Short task:
Write out the listing below exactly, and omit any images you find in it.

Records to process:
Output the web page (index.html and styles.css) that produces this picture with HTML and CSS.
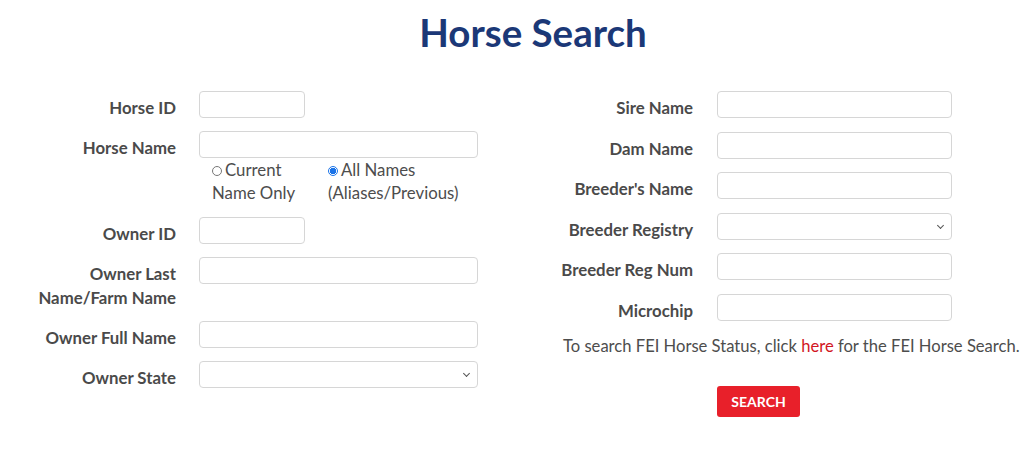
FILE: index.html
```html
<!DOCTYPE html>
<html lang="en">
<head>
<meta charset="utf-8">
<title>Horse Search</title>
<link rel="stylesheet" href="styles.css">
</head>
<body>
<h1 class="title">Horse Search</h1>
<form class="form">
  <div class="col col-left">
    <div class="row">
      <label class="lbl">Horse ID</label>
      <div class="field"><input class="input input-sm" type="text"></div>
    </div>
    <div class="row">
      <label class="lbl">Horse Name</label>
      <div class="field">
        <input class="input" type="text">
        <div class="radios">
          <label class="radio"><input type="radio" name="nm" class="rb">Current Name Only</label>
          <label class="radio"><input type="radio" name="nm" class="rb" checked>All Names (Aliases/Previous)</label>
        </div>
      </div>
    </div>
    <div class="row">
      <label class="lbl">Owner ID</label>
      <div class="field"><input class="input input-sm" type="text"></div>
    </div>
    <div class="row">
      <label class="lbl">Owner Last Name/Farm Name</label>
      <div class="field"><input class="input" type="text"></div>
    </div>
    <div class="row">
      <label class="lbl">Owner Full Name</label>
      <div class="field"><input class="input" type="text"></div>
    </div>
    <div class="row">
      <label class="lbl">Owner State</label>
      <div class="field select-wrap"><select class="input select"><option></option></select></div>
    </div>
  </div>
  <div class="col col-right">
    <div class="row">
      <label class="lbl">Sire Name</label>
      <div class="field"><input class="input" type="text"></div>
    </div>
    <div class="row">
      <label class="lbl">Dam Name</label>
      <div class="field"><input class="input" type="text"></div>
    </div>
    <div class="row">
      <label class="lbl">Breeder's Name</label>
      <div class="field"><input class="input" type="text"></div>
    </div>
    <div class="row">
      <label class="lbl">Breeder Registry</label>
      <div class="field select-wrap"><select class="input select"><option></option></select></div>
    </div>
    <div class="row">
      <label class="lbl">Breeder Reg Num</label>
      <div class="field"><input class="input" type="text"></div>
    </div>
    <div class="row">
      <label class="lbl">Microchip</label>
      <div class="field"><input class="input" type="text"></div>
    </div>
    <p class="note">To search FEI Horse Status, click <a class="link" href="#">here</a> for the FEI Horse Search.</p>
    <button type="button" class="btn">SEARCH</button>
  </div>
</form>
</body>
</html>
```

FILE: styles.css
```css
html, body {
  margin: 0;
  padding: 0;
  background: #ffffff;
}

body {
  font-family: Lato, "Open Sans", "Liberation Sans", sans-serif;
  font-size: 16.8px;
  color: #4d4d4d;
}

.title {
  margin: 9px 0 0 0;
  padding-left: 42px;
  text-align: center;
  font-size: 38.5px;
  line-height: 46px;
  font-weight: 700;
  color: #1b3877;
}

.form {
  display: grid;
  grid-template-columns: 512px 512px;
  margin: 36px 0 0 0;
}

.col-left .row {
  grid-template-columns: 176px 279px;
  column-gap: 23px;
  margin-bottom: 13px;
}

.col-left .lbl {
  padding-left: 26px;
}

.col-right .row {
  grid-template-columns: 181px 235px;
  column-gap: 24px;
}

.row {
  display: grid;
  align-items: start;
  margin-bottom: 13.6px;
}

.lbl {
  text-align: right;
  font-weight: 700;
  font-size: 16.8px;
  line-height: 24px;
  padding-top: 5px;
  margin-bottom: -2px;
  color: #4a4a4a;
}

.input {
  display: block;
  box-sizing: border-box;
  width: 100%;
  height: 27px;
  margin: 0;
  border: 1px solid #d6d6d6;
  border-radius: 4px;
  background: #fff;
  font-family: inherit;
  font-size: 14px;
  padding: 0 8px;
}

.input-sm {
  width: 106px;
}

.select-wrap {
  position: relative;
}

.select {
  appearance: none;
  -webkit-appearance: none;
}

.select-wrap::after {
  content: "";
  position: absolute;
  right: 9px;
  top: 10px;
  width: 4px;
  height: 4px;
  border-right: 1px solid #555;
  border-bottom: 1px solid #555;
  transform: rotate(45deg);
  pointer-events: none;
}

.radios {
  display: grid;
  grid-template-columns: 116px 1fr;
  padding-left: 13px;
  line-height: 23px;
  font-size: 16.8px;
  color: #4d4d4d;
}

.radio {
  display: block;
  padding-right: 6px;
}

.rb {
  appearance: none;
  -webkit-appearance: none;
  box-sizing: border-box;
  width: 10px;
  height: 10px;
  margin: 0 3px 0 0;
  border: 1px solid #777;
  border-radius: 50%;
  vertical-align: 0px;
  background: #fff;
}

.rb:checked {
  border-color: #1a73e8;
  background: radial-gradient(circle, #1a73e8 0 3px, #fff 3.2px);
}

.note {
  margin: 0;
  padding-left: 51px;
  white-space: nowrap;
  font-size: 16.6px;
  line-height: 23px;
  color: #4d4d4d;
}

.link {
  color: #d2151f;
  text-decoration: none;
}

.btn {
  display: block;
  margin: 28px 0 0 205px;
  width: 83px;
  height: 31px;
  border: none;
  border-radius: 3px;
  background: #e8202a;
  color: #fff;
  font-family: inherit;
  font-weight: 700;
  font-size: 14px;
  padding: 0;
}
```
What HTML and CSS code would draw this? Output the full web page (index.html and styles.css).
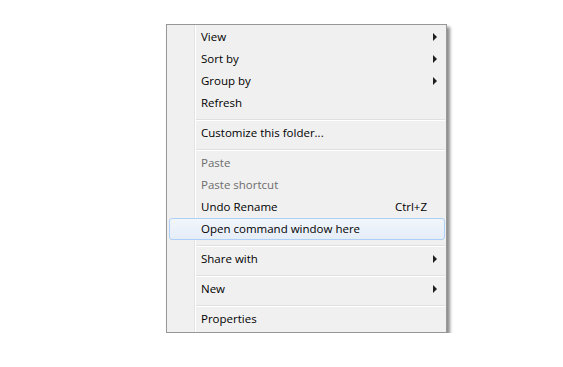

Final result:
Output the web page (index.html and styles.css) that produces this picture with HTML and CSS.
FILE: index.html
```html
<!DOCTYPE html>
<html lang="en">
<head>
<meta charset="utf-8">
<title>Horse Search</title>
<link rel="stylesheet" href="styles.css">
</head>
<body>
<h1 class="title">Horse Search</h1>
<form class="form">
  <div class="col col-left">
    <div class="row">
      <label class="lbl">Horse ID</label>
      <div class="field"><input class="input input-sm" type="text"></div>
    </div>
    <div class="row">
      <label class="lbl">Horse Name</label>
      <div class="field">
        <input class="input" type="text">
        <div class="radios">
          <label class="radio"><input type="radio" name="nm" class="rb">Current Name Only</label>
          <label class="radio"><input type="radio" name="nm" class="rb" checked>All Names (Aliases/Previous)</label>
        </div>
      </div>
    </div>
    <div class="row">
      <label class="lbl">Owner ID</label>
      <div class="field"><input class="input input-sm" type="text"></div>
    </div>
    <div class="row">
      <label class="lbl">Owner Last Name/Farm Name</label>
      <div class="field"><input class="input" type="text"></div>
    </div>
    <div class="row">
      <label class="lbl">Owner Full Name</label>
      <div class="field"><input class="input" type="text"></div>
    </div>
    <div class="row">
      <label class="lbl">Owner State</label>
      <div class="field select-wrap"><select class="input select"><option></option></select></div>
    </div>
  </div>
  <div class="col col-right">
    <div class="row">
      <label class="lbl">Sire Name</label>
      <div class="field"><input class="input" type="text"></div>
    </div>
    <div class="row">
      <label class="lbl">Dam Name</label>
      <div class="field"><input class="input" type="text"></div>
    </div>
    <div class="row">
      <label class="lbl">Breeder's Name</label>
      <div class="field"><input class="input" type="text"></div>
    </div>
    <div class="row">
      <label class="lbl">Breeder Registry</label>
      <div class="field select-wrap"><select class="input select"><option></option></select></div>
    </div>
    <div class="row">
      <label class="lbl">Breeder Reg Num</label>
      <div class="field"><input class="input" type="text"></div>
    </div>
    <div class="row">
      <label class="lbl">Microchip</label>
      <div class="field"><input class="input" type="text"></div>
    </div>
    <p class="note">To search FEI Horse Status, click <a class="link" href="#">here</a> for the FEI Horse Search.</p>
    <button type="button" class="btn">SEARCH</button>
  </div>
</form>
</body>
</html>
```

FILE: styles.css
```css
html, body {
  margin: 0;
  padding: 0;
  background: #ffffff;
}

body {
  font-family: Lato, "Open Sans", "Liberation Sans", sans-serif;
  font-size: 16.8px;
  color: #4d4d4d;
}

.title {
  margin: 9px 0 0 0;
  padding-left: 42px;
  text-align: center;
  font-size: 38.5px;
  line-height: 46px;
  font-weight: 700;
  color: #1b3877;
}

.form {
  display: grid;
  grid-template-columns: 512px 512px;
  margin: 36px 0 0 0;
}

.col-left .row {
  grid-template-columns: 176px 279px;
  column-gap: 23px;
  margin-bottom: 13px;
}

.col-left .lbl {
  padding-left: 26px;
}

.col-right .row {
  grid-template-columns: 181px 235px;
  column-gap: 24px;
}

.row {
  display: grid;
  align-items: start;
  margin-bottom: 13.6px;
}

.lbl {
  text-align: right;
  font-weight: 700;
  font-size: 16.8px;
  line-height: 24px;
  padding-top: 5px;
  margin-bottom: -2px;
  color: #4a4a4a;
}

.input {
  display: block;
  box-sizing: border-box;
  width: 100%;
  height: 27px;
  margin: 0;
  border: 1px solid #d6d6d6;
  border-radius: 4px;
  background: #fff;
  font-family: inherit;
  font-size: 14px;
  padding: 0 8px;
}

.input-sm {
  width: 106px;
}

.select-wrap {
  position: relative;
}

.select {
  appearance: none;
  -webkit-appearance: none;
}

.select-wrap::after {
  content: "";
  position: absolute;
  right: 9px;
  top: 10px;
  width: 4px;
  height: 4px;
  border-right: 1px solid #555;
  border-bottom: 1px solid #555;
  transform: rotate(45deg);
  pointer-events: none;
}

.radios {
  display: grid;
  grid-template-columns: 116px 1fr;
  padding-left: 13px;
  line-height: 23px;
  font-size: 16.8px;
  color: #4d4d4d;
}

.radio {
  display: block;
  padding-right: 6px;
}

.rb {
  appearance: none;
  -webkit-appearance: none;
  box-sizing: border-box;
  width: 10px;
  height: 10px;
  margin: 0 3px 0 0;
  border: 1px solid #777;
  border-radius: 50%;
  vertical-align: 0px;
  background: #fff;
}

.rb:checked {
  border-color: #1a73e8;
  background: radial-gradient(circle, #1a73e8 0 3px, #fff 3.2px);
}

.note {
  margin: 0;
  padding-left: 51px;
  white-space: nowrap;
  font-size: 16.6px;
  line-height: 23px;
  color: #4d4d4d;
}

.link {
  color: #d2151f;
  text-decoration: none;
}

.btn {
  display: block;
  margin: 28px 0 0 205px;
  width: 83px;
  height: 31px;
  border: none;
  border-radius: 3px;
  background: #e8202a;
  color: #fff;
  font-family: inherit;
  font-weight: 700;
  font-size: 14px;
  padding: 0;
}
```
What HTML and CSS code would draw this? Output the full web page (index.html and styles.css).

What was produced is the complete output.